═════ MATERIAL

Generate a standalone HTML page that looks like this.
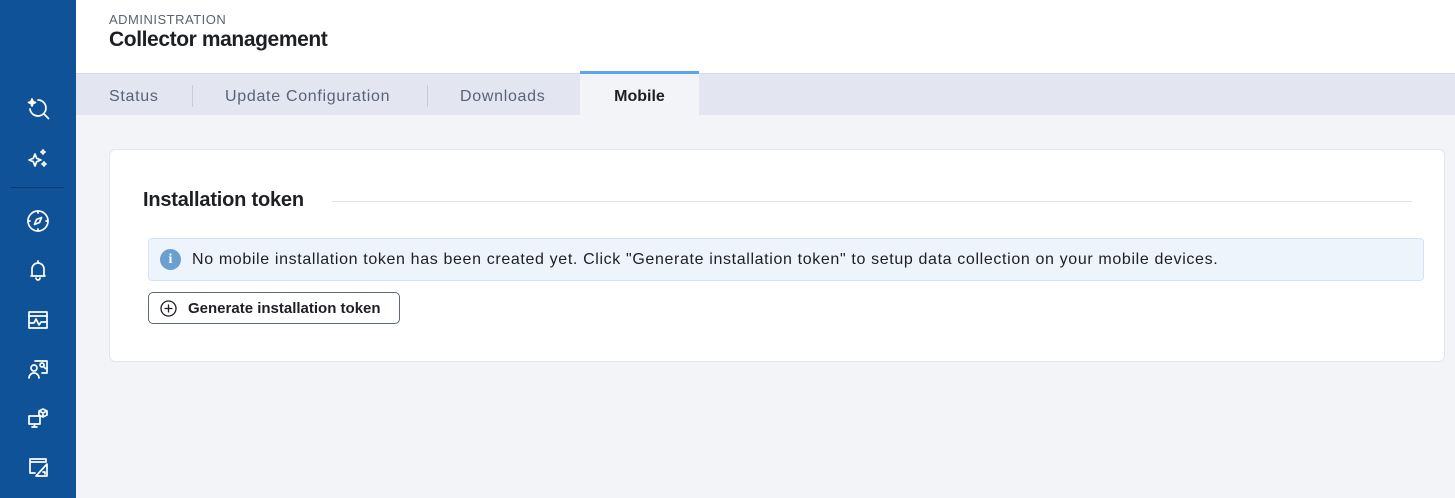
<!DOCTYPE html>
<html><head><meta charset="utf-8"><style>
*{margin:0;padding:0;box-sizing:border-box}
body{width:1455px;height:498px;overflow:hidden;font-family:"Liberation Sans",sans-serif;background:#f3f4f8;position:relative}
.side{position:absolute;left:0;top:0;width:76px;height:498px;background:#0f5298}
.side svg{position:absolute;left:26px;width:24px;height:24px;fill:none;stroke:#fff;stroke-width:1.7;stroke-linecap:round;stroke-linejoin:round}
.sep{position:absolute;left:11px;top:187px;width:53px;height:1px;background:#0a3a6e}
.head{position:absolute;left:76px;top:0;right:0;height:73px;background:#fff}
.adm{position:absolute;left:33px;top:12px;font-size:13px;color:#5a6278;letter-spacing:0.5px}
.title{position:absolute;left:33px;top:28px;font-size:21px;color:#1d1f24;font-weight:bold;letter-spacing:-0.4px}
.tabs{position:absolute;left:76px;top:73px;right:0;height:42px;background:#e3e6f0;border-top:1px solid #d8dbe5}
.tab{position:absolute;top:2px;height:42px;line-height:42px;font-size:16px;color:#5a6278;letter-spacing:0.7px}
.div{position:absolute;top:11px;width:1px;height:22px;background:#c8ccd8}
.act{position:absolute;left:504px;top:-3px;width:119px;height:45px;background:#f3f4f8;border-top:3px solid #5ea6e8;text-align:center;line-height:46px;font-weight:bold;color:#1d1f24;font-size:16px}
.card{position:absolute;left:109px;top:149px;width:1336px;height:213px;background:#fff;border:1px solid #e2e5ee;border-radius:6px}
.h2{position:absolute;left:33px;top:39px;font-size:20px;font-weight:bold;color:#1d1f24;background:#fff;padding-right:16px;letter-spacing:-0.2px}
.line{position:absolute;left:222px;top:51px;width:1080px;height:1px;background:#e2e5ee}
.info{position:absolute;left:38px;top:88px;width:1276px;height:43px;background:#eef4fb;border:1px solid #d4e3f3;border-radius:4px}
.info .i{position:absolute;left:11px;top:10px;width:21px;height:21px;border-radius:50%;background:#6a9fd0;color:#fff;font-weight:bold;font-size:14px;text-align:center;line-height:21px;font-family:"Liberation Serif",serif}
.info span{position:absolute;left:43px;top:12px;font-size:16px;color:#1d1f24;letter-spacing:0.64px;white-space:nowrap}
.btn{position:absolute;left:38px;top:142px;width:252px;height:32px;border:1px solid #5e6780;border-radius:5px;font-size:15px;font-weight:bold;color:#1d1f24}
.btn span{position:absolute;left:39px;top:7px}
.btn svg{position:absolute;left:11px;top:7px}
</style></head><body>
<div class="side">
<svg style="top:96px" viewBox="0 0 24 24"><path d="M6 3l1 2.5L9.5 6.5 7 7.5 6 10 5 7.5 2.5 6.5 5 5.5z" fill="#fff"/><path d="M12 4a8 8 0 1 1-8 9"/><path d="M18 18l4.5 4.5"/></svg>
<svg style="top:147px" viewBox="0 0 24 24"><path d="M9 7l1.7 4.3L15 13l-4.3 1.7L9 19l-1.7-4.3L3 13l4.3-1.7z"/><path d="M17 3l.8 1.2L19 5l-1.2.8L17 7l-.8-1.2L15 5l1.2-.8z"/><path d="M18 15l.8 1.2L20 17l-1.2.8L18 19l-.8-1.2L16 17l1.2-.8z"/></svg>
<div class="sep"></div>
<svg style="top:209px" viewBox="0 0 24 24"><circle cx="12" cy="12" r="10"/><path d="M15.5 8.5l-2 5-5 2 2-5z"/><path d="M12 2v2M12 20v2M2 12h2M20 12h2"/></svg>
<svg style="top:258px" viewBox="0 0 24 24"><path d="M6 18V11a6 6 0 0 1 12 0v7H5h14"/><path d="M12 3v2M10 20a2 2 0 0 0 4 0"/></svg>
<svg style="top:308px" viewBox="0 0 24 24"><rect x="3" y="4" width="18" height="16"/><path d="M3 8h18M3 15h5l2-4 3 6 2-3h6"/></svg>
<svg style="top:357px" viewBox="0 0 24 24"><path d="M9 4h12v12h-5"/><circle cx="8" cy="11" r="3"/><path d="M3 21a5 5 0 0 1 10 0"/><circle cx="16" cy="8" r="2"/><path d="M17.5 9.5l2 2"/></svg>
<svg style="top:406px" viewBox="0 0 24 24"><rect x="3" y="10" width="11" height="8"/><path d="M6 21h5M8.5 18v3"/><path d="M17 3l4 2v4l-4 2-4-2V5z M13 5l4 2 4-2M17 7v4"/></svg>
<svg style="top:455px" viewBox="0 0 24 24"><path d="M4 4h16v3H4zM4 7v11h5"/><path d="M21 9L10 21h11zM17 17h2v2"/></svg>
</div>
<div class="head"><div class="adm">ADMINISTRATION</div><div class="title">Collector management</div></div>
<div class="tabs">
<div class="tab" style="left:33px">Status</div>
<div class="div" style="left:116px"></div>
<div class="tab" style="left:149px">Update Configuration</div>
<div class="div" style="left:351px"></div>
<div class="tab" style="left:384px">Downloads</div>
<div class="act">Mobile</div>
</div>
<div class="card">
<div class="line"></div>
<div class="h2">Installation token</div>
<div class="info"><div class="i">i</div><span>No mobile installation token has been created yet. Click "Generate installation token" to setup data collection on your mobile devices.</span></div>
<div class="btn"><svg width="17" height="17" viewBox="0 0 17 17" fill="none" stroke="#1d1f24" stroke-width="1.3"><circle cx="8.5" cy="8.5" r="7.5"/><path d="M8.5 4.5v8M4.5 8.5h8"/></svg><span>Generate installation token</span></div>
</div>
</body></html>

══════════

*GOAL*
Copy the material exactly. Do not include the pictures.

*REPLY*
Generate a standalone HTML page that looks like this.
<!DOCTYPE html>
<html><head><meta charset="utf-8"><style>
*{margin:0;padding:0;box-sizing:border-box}
body{width:1455px;height:498px;overflow:hidden;font-family:"Liberation Sans",sans-serif;background:#f3f4f8;position:relative}
.side{position:absolute;left:0;top:0;width:76px;height:498px;background:#0f5298}
.side svg{position:absolute;left:26px;width:24px;height:24px;fill:none;stroke:#fff;stroke-width:1.7;stroke-linecap:round;stroke-linejoin:round}
.sep{position:absolute;left:11px;top:187px;width:53px;height:1px;background:#0a3a6e}
.head{position:absolute;left:76px;top:0;right:0;height:73px;background:#fff}
.adm{position:absolute;left:33px;top:12px;font-size:13px;color:#5a6278;letter-spacing:0.5px}
.title{position:absolute;left:33px;top:28px;font-size:21px;color:#1d1f24;font-weight:bold;letter-spacing:-0.4px}
.tabs{position:absolute;left:76px;top:73px;right:0;height:42px;background:#e3e6f0;border-top:1px solid #d8dbe5}
.tab{position:absolute;top:2px;height:42px;line-height:42px;font-size:16px;color:#5a6278;letter-spacing:0.7px}
.div{position:absolute;top:11px;width:1px;height:22px;background:#c8ccd8}
.act{position:absolute;left:504px;top:-3px;width:119px;height:45px;background:#f3f4f8;border-top:3px solid #5ea6e8;text-align:center;line-height:46px;font-weight:bold;color:#1d1f24;font-size:16px}
.card{position:absolute;left:109px;top:149px;width:1336px;height:213px;background:#fff;border:1px solid #e2e5ee;border-radius:6px}
.h2{position:absolute;left:33px;top:39px;font-size:20px;font-weight:bold;color:#1d1f24;background:#fff;padding-right:16px;letter-spacing:-0.2px}
.line{position:absolute;left:222px;top:51px;width:1080px;height:1px;background:#e2e5ee}
.info{position:absolute;left:38px;top:88px;width:1276px;height:43px;background:#eef4fb;border:1px solid #d4e3f3;border-radius:4px}
.info .i{position:absolute;left:11px;top:10px;width:21px;height:21px;border-radius:50%;background:#6a9fd0;color:#fff;font-weight:bold;font-size:14px;text-align:center;line-height:21px;font-family:"Liberation Serif",serif}
.info span{position:absolute;left:43px;top:12px;font-size:16px;color:#1d1f24;letter-spacing:0.64px;white-space:nowrap}
.btn{position:absolute;left:38px;top:142px;width:252px;height:32px;border:1px solid #5e6780;border-radius:5px;font-size:15px;font-weight:bold;color:#1d1f24}
.btn span{position:absolute;left:39px;top:7px}
.btn svg{position:absolute;left:11px;top:7px}
</style></head><body>
<div class="side">
<svg style="top:96px" viewBox="0 0 24 24"><path d="M6 3l1 2.5L9.5 6.5 7 7.5 6 10 5 7.5 2.5 6.5 5 5.5z" fill="#fff"/><path d="M12 4a8 8 0 1 1-8 9"/><path d="M18 18l4.5 4.5"/></svg>
<svg style="top:147px" viewBox="0 0 24 24"><path d="M9 7l1.7 4.3L15 13l-4.3 1.7L9 19l-1.7-4.3L3 13l4.3-1.7z"/><path d="M17 3l.8 1.2L19 5l-1.2.8L17 7l-.8-1.2L15 5l1.2-.8z"/><path d="M18 15l.8 1.2L20 17l-1.2.8L18 19l-.8-1.2L16 17l1.2-.8z"/></svg>
<div class="sep"></div>
<svg style="top:209px" viewBox="0 0 24 24"><circle cx="12" cy="12" r="10"/><path d="M15.5 8.5l-2 5-5 2 2-5z"/><path d="M12 2v2M12 20v2M2 12h2M20 12h2"/></svg>
<svg style="top:258px" viewBox="0 0 24 24"><path d="M6 18V11a6 6 0 0 1 12 0v7H5h14"/><path d="M12 3v2M10 20a2 2 0 0 0 4 0"/></svg>
<svg style="top:308px" viewBox="0 0 24 24"><rect x="3" y="4" width="18" height="16"/><path d="M3 8h18M3 15h5l2-4 3 6 2-3h6"/></svg>
<svg style="top:357px" viewBox="0 0 24 24"><path d="M9 4h12v12h-5"/><circle cx="8" cy="11" r="3"/><path d="M3 21a5 5 0 0 1 10 0"/><circle cx="16" cy="8" r="2"/><path d="M17.5 9.5l2 2"/></svg>
<svg style="top:406px" viewBox="0 0 24 24"><rect x="3" y="10" width="11" height="8"/><path d="M6 21h5M8.5 18v3"/><path d="M17 3l4 2v4l-4 2-4-2V5z M13 5l4 2 4-2M17 7v4"/></svg>
<svg style="top:455px" viewBox="0 0 24 24"><path d="M4 4h16v3H4zM4 7v11h5"/><path d="M21 9L10 21h11zM17 17h2v2"/></svg>
</div>
<div class="head"><div class="adm">ADMINISTRATION</div><div class="title">Collector management</div></div>
<div class="tabs">
<div class="tab" style="left:33px">Status</div>
<div class="div" style="left:116px"></div>
<div class="tab" style="left:149px">Update Configuration</div>
<div class="div" style="left:351px"></div>
<div class="tab" style="left:384px">Downloads</div>
<div class="act">Mobile</div>
</div>
<div class="card">
<div class="line"></div>
<div class="h2">Installation token</div>
<div class="info"><div class="i">i</div><span>No mobile installation token has been created yet. Click "Generate installation token" to setup data collection on your mobile devices.</span></div>
<div class="btn"><svg width="17" height="17" viewBox="0 0 17 17" fill="none" stroke="#1d1f24" stroke-width="1.3"><circle cx="8.5" cy="8.5" r="7.5"/><path d="M8.5 4.5v8M4.5 8.5h8"/></svg><span>Generate installation token</span></div>
</div>
</body></html>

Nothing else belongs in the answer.